■ What the exercise asks ■
Restate, exactly and without pictures, the lines from the start of the listing below through the line holding "import React from".
--- begin Supplied material ---
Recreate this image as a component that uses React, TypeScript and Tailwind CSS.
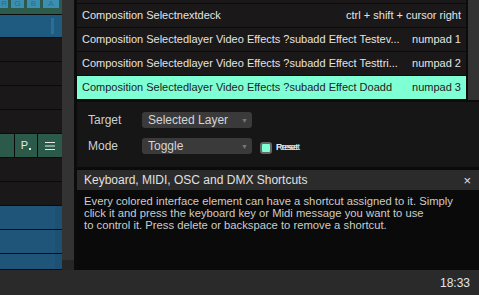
import React from "react";

const rows = [
  { name: "Composition Selectnextdeck", key: "ctrl + shift + cursor right", active: false },
  { name: "Composition Selectedlayer Video Effects ?subadd Effect Testev...", key: "numpad 1", active: false },
  { name: "Composition Selectedlayer Video Effects ?subadd Effect Testtri...", key: "numpad 2", active: false },
  { name: "Composition Selectedlayer Video Effects ?subadd Effect Doadd", key: "numpad 3", active: true },
];

function Dropdown({ value }: { value: string }) {
  return (
    <div className="flex items-center justify-between w-[110px] h-[16px] rounded-[3px] bg-[#3a3a3a] pl-[6px] pr-[4px]">
      <span className="text-[12px] text-[#d6d6d6] leading-none">{value}</span>
      <span className="text-[7px] text-[#777] leading-none">▼</span>
    </div>
  );
}

export default function App() {
  return (
    <div
      className="w-[479px] h-[295px] bg-[#0b0b0b] flex flex-col overflow-hidden"
      style={{ fontFamily: '"Liberation Sans", Arial, sans-serif' }}
    >
      <div className="flex h-[270px]">
        {/* Left column */}
        <div className="w-[62px] flex flex-col gap-px">
          <div className="h-[14px] bg-[#2c5a4c] flex flex-col">
            <div className="h-[8px] flex gap-[3px] text-[8px] leading-none text-[#2b6d8e]">
              <div className="w-[8px] bg-[#3d8fb2] flex items-end justify-end pr-px">R</div>
              <div className="w-[13px] bg-[#3d8fb2] flex items-end justify-center">G</div>
              <div className="w-[13px] bg-[#3d8fb2] flex items-end justify-center">B</div>
              <div className="w-[16px] bg-[#3d8fb2] flex items-end justify-center">A</div>
            </div>
          </div>
          <div className="h-[22px] bg-[#1f5a80] flex items-center justify-end pr-[8px]">
            <div className="w-[3px] h-[16px] bg-[#2e6e94]" />
          </div>
          <div className="h-[23px] bg-[#1a1818]" />
          <div className="h-[23px] bg-[#1a1818]" />
          <div className="h-[23px] bg-[#1a1818]" />
          <div className="h-[23px] bg-[#1a1818]" />
          <div className="h-[23px] flex gap-px">
            <div className="w-[14px] bg-[#2b5a4b]" />
            <div className="w-[22px] bg-[#2b5a4b] flex items-center justify-center text-[#e6e6e6] text-[11px]">
              <span>P</span>
              <span className="w-[2px] h-[2px] bg-[#e6e6e6] mt-[6px] ml-px" />
            </div>
            <div className="flex-1 bg-[#2b5a4b] flex items-center justify-center">
              <svg width="10" height="8" viewBox="0 0 10 8">
                <path d="M0 0.5h10M0 4h10M0 7.5h10" stroke="#e6e6e6" strokeWidth="1" />
              </svg>
            </div>
          </div>
          <div className="h-[23px] bg-[#1a1818]" />
          <div className="h-[23px] bg-[#1a1818]" />
          <div className="h-[23px] bg-[#1f5578] flex justify-end"><div className="w-[7px] bg-[#1d5173]" /></div>
          <div className="h-[23px] bg-[#1f5578] flex justify-end"><div className="w-[7px] bg-[#1d5173]" /></div>
          <div className="h-[15px] bg-[#1f5578] flex justify-end"><div className="w-[7px] bg-[#1d5173]" /></div>
        </div>

        {/* Left scrollbar */}
        <div className="w-[12px] flex flex-col">
          <div className="flex-1 bg-[#333333]" />
          <div className="h-[10px] bg-[#262626]" />
        </div>
        <div className="w-[3px] bg-[#0b0b0b]" />

        {/* Right column */}
        <div className="flex-1 flex flex-col">
          <div className="h-[100px] flex">
            <div className="w-[389px] flex flex-col gap-px">
              <div className="h-[3px] bg-[#1a1818]" />
              {rows.map((r, i) => (
                <div
                  key={i}
                  className={
                    "h-[23px] flex items-center justify-between px-[5px] text-[11px] whitespace-nowrap " +
                    (r.active ? "bg-[#7fffd4] text-[#222]" : "bg-[#1a1818] text-[#e4e4e4]")
                  }
                >
                  <span>{r.name}</span>
                  <span>{r.key}</span>
                </div>
              ))}
            </div>
            <div className="w-[2px]" />
            <div className="flex-1 bg-[#333333]" />
          </div>

          <div className="h-[2px]" />

          {/* Settings */}
          <div className="h-[65px] bg-[#161616] flex flex-col gap-[10px] pt-[10px] pl-[11px]">
            <div className="flex items-center h-[16px]">
              <span className="w-[54px] text-[12px] text-[#cfcfcf]">Target</span>
              <Dropdown value="Selected Layer" />
            </div>
            <div className="flex items-center h-[16px]">
              <span className="w-[54px] text-[12px] text-[#cfcfcf]">Mode</span>
              <Dropdown value="Toggle" />
              <div className="ml-[8px] w-[12px] h-[12px] rounded-[3px] border-2 border-[#666] bg-[#7fffd4] mt-[4px]" />
              <span className="relative ml-[4px] mt-[4px] text-[9px] text-[#eee] tracking-[-0.4px]">
                Preset
                <span className="absolute left-0 top-0">Reset</span>
              </span>
            </div>
          </div>

          <div className="h-[3px]" />

          {/* Shortcuts panel */}
          <div className="flex-1 flex flex-col">
            <div className="h-[20px] bg-[#2b2b2b] flex items-center justify-between pl-[7px] pr-[8px]">
              <span className="text-[12px] text-[#e0e0e0]">Keyboard, MIDI, OSC and DMX Shortcuts</span>
              <span className="text-[13px] text-[#e0e0e0] leading-none">×</span>
            </div>
            <div className="flex-1 bg-[#0a0a0a] pl-[7px] pt-[5px] text-[11.25px] leading-[12px] text-[#cccccc]">
              Every colored interface element can have a shortcut assigned to it. Simply
              <br />
              click it and press the keyboard key or Midi message you want to use
              <br />
              to control it. Press delete or backspace to remove a shortcut.
            </div>
          </div>
        </div>
      </div>

      {/* Bottom bar */}
      <div className="h-[25px] bg-[#2a2a2a] flex items-center justify-end pr-[9px]">
        <span className="text-[12px] text-[#e6e6e6]">18:33</span>
      </div>
    </div>
  );
}
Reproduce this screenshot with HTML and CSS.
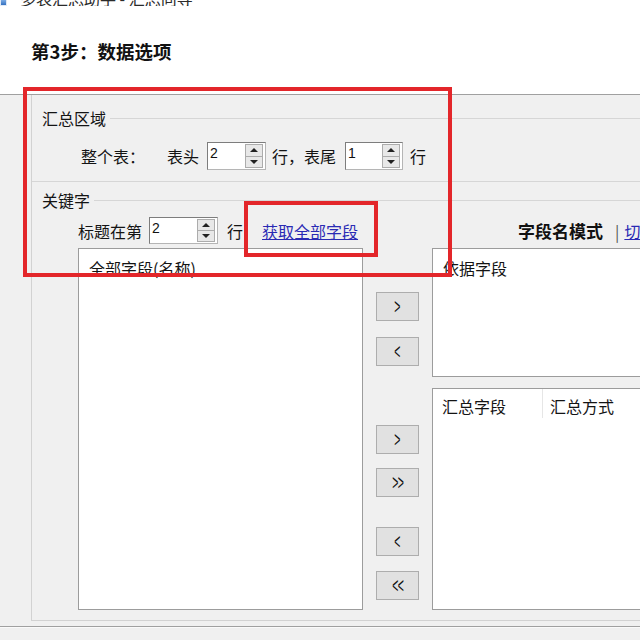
FILE: index.html
```html
<!DOCTYPE html>
<html lang="zh-CN">
<head>
<meta charset="utf-8">
<title>数据选项</title>
<link rel="stylesheet" href="styles.css">
</head>
<body>
<div class="window">
  <div class="titlebar">
    <span class="app-icon"></span>
    <span class="app-title">多表汇总助手 - 汇总向导</span>
  </div>
  <div class="header">
    <h1 class="step-title">第3步：数据选项</h1>
  </div>
  <div class="main">
    <div class="panel">
      <div class="group-label label-a"><span>汇总区域</span></div>
      <div class="row row-a">
        <span class="lbl">整个表：</span>
        <span class="lbl gap-head">表头</span>
        <div class="spin spin-a">
          <span class="spin-val">2</span>
          <div class="spin-btns"><span class="spin-btn"><i class="tri-up"></i></span><span class="spin-btn"><i class="tri-down"></i></span></div>
        </div>
        <span class="lbl gap-tail">行，表尾</span>
        <div class="spin spin-b">
          <span class="spin-val">1</span>
          <div class="spin-btns"><span class="spin-btn"><i class="tri-up"></i></span><span class="spin-btn"><i class="tri-down"></i></span></div>
        </div>
        <span class="lbl gap-row">行</span>
      </div>
      <div class="sep"></div>
      <div class="group-label label-b"><span>关键字</span></div>
      <div class="row row-b">
        <span class="lbl">标题在第</span>
        <div class="spin spin-c">
          <span class="spin-val">2</span>
          <div class="spin-btns"><span class="spin-btn"><i class="tri-up"></i></span><span class="spin-btn"><i class="tri-down"></i></span></div>
        </div>
        <span class="lbl gap-row2">行</span>
        <a class="link get-all" href="#">获取全部字段</a>
        <span class="mode"><b class="mode-name">字段名模式</b><span class="bar">|</span><a class="link" href="#">切换</a></span>
      </div>
      <div class="lists">
        <div class="listbox left-list">
          <div class="list-head">全部字段(名称)</div>
        </div>
        <div class="btn-col">
          <button class="nav-btn b1"><span class="chev">&gt;</span></button>
          <button class="nav-btn b2"><span class="chev">&lt;</span></button>
          <button class="nav-btn b3"><span class="chev">&gt;</span></button>
          <button class="nav-btn b4"><span class="chev dbl">&gt;&gt;</span></button>
          <button class="nav-btn b5"><span class="chev">&lt;</span></button>
          <button class="nav-btn b6"><span class="chev dbl">&lt;&lt;</span></button>
        </div>
        <div class="right-col">
          <div class="listbox top-list">
            <div class="list-head">依据字段</div>
          </div>
          <div class="listbox bottom-list">
            <div class="cols">
              <div class="col col-1">汇总字段</div>
              <div class="col col-2">汇总方式</div>
            </div>
          </div>
        </div>
      </div>
    </div>
    <div class="footer-line"></div>
  </div>
  <div class="red red-a"></div>
  <div class="red red-b"></div>
</div>
</body>
</html>
```

FILE: styles.css
```css
html, body {
  margin: 0;
  padding: 0;
}
body {
  width: 640px;
  height: 640px;
  overflow: hidden;
  background: #f0f0f0;
  font-family: "Noto Sans CJK SC", "Noto Sans", sans-serif;
  font-size: 16px;
  color: #141414;
}
.window {
  position: relative;
  width: 640px;
  height: 640px;
  overflow: hidden;
}
.titlebar {
  height: 6px;
  background: #fff;
  overflow: hidden;
  display: flex;
  align-items: flex-end;
}
.app-icon {
  width: 7px;
  height: 8px;
  box-sizing: border-box;
  background: linear-gradient(#8ab8ec, #3470c0);
  border: 1px solid #dfe9f6;
  flex: none;
}
.app-title {
  margin-left: 13px;
  font-size: 16px;
  line-height: 15px;
  color: #2a2a2a;
  white-space: nowrap;
}
.header {
  height: 89px;
  box-sizing: border-box;
  background: #fff;
  border-bottom: 1px solid #a0a0a0;
  padding: 33px 0 0 31px;
}
.step-title {
  margin: 0;
  font-size: 18.5px;
  line-height: 24px;
  font-weight: 700;
  color: #111;
}
.main {
  background: #f0f0f0;
}
.panel {
  margin-left: 31px;
  width: 680px;
  box-sizing: border-box;
  border-left: 1px solid #d2d2d2;
  border-bottom: 1px solid #d2d2d2;
  padding: 13px 0 10px 10px;
}
.group-label {
  display: flex;
  align-items: center;
  height: 20px;
  line-height: 20px;
  white-space: nowrap;
}
.group-label::after {
  content: "";
  flex: 1;
  margin-left: 4px;
  margin-top: 1px;
  border-top: 1px solid #d6d6d6;
}
.row {
  display: flex;
  align-items: center;
  white-space: nowrap;
}
.row-a {
  margin-top: 14px;
  height: 28px;
  padding-left: 39px;
}
.row-b {
  margin-top: 7px;
  height: 27px;
  padding-left: 36px;
}
.lbl {
  line-height: 20px;
}
.gap-head { margin-left: 22px; }
.gap-tail { margin-left: 6px; }
.gap-row { margin-left: 7px; }
.gap-row2 { margin-left: 9px; }
.sep {
  margin: 11px 0 0 -10px;
  border-top: 1px solid #d6d6d6;
}
.label-b {
  margin-top: 8px;
}
.spin {
  display: flex;
  height: 100%;
  box-sizing: border-box;
  border: 1px solid #7d7d7d;
  border-right-color: #b5b5b5;
  border-bottom-color: #b5b5b5;
  background: #fff;
  margin-left: 8px;
}
.spin-a { width: 59px; }
.spin-b { width: 58px; margin-left: 9px; }
.spin-c { width: 69px; margin-left: 7px; }
.spin-val {
  font-family: "Liberation Sans", "DejaVu Sans", sans-serif;
  font-size: 14px;
  line-height: 16px;
  padding: 2px 0 0 2px;
  color: #111;
}
.spin-btns {
  margin: 1px 2px 1px auto;
  width: 18px;
  display: flex;
  flex-direction: column;
}
.spin-btn {
  flex: 1;
  display: flex;
  align-items: center;
  justify-content: center;
  background: #e8e8e8;
  border: 1px solid #acacac;
}
.spin-btn + .spin-btn {
  border-top: none;
}
.tri-up {
  width: 0;
  height: 0;
  border-left: 4px solid transparent;
  border-right: 4px solid transparent;
  border-bottom: 4px solid #222;
}
.tri-down {
  width: 0;
  height: 0;
  border-left: 4px solid transparent;
  border-right: 4px solid transparent;
  border-top: 4px solid #222;
}
.link {
  color: #2a2ab4;
  text-decoration: underline;
  line-height: 20px;
}
.get-all {
  margin-left: 19px;
}
.mode {
  margin-left: 160px;
  display: flex;
  align-items: center;
  line-height: 20px;
}
.mode-name {
  font-size: 17px;
  font-weight: 700;
  color: #111;
}
.bar {
  margin: 0 5px 0 12px;
  color: #555;
}
.lists {
  margin: 4px 0 0 36px;
  display: flex;
  align-items: flex-start;
}
.listbox {
  box-sizing: border-box;
  border: 1px solid #9c9c9c;
  background: #fff;
}
.left-list {
  width: 285px;
  height: 362px;
}
.list-head {
  padding: 9px 0 0 10px;
  line-height: 20px;
  white-space: nowrap;
}
.btn-col {
  margin-left: 13px;
  width: 43px;
  display: flex;
  flex-direction: column;
}
.nav-btn {
  width: 43px;
  height: 29px;
  box-sizing: border-box;
  border: 1px solid #adadad;
  background: #e1e1e1;
  padding: 0;
  display: flex;
  align-items: center;
  justify-content: center;
  color: #111;
}
.chev {
  font-family: "Liberation Sans", "DejaVu Sans", sans-serif;
  font-size: 15px;
  line-height: 15px;
  display: inline-block;
  transform: scale(0.7, 1.45);
}
.chev.dbl {
  letter-spacing: -1px;
}
.b1 { margin-top: 44px; }
.b2 { margin-top: 16px; }
.b3 { margin-top: 59px; }
.b4 { margin-top: 14px; }
.b5 { margin-top: 30px; }
.b6 { margin-top: 15px; }
.right-col {
  margin-left: 13px;
  width: 260px;
  display: flex;
  flex-direction: column;
}
.top-list {
  height: 129px;
}
.bottom-list {
  margin-top: 11px;
  height: 222px;
}
.cols {
  display: flex;
  height: 29px;
}
.col {
  padding-top: 7px;
  line-height: 20px;
  white-space: nowrap;
  box-sizing: border-box;
}
.col-1 {
  width: 110px;
  padding-left: 9px;
  border-right: 1px solid #e6e6e6;
}
.col-2 {
  padding-left: 7px;
}
.footer-line {
  margin-top: 5px;
  border-top: 1px solid #a0a0a0;
  border-bottom: 1px solid #fafafa;
}
.red {
  position: absolute;
  box-sizing: border-box;
  border: 4px solid #e3262a;
}
.red-a {
  left: 23px;
  top: 87px;
  width: 429px;
  height: 190px;
}
.red-b {
  left: 244px;
  top: 201px;
  width: 134px;
  height: 56px;
}
```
--- end Supplied material ---
■ Solution to the exercise ■
Recreate this image as a component that uses React, TypeScript and Tailwind CSS.
import React from "react";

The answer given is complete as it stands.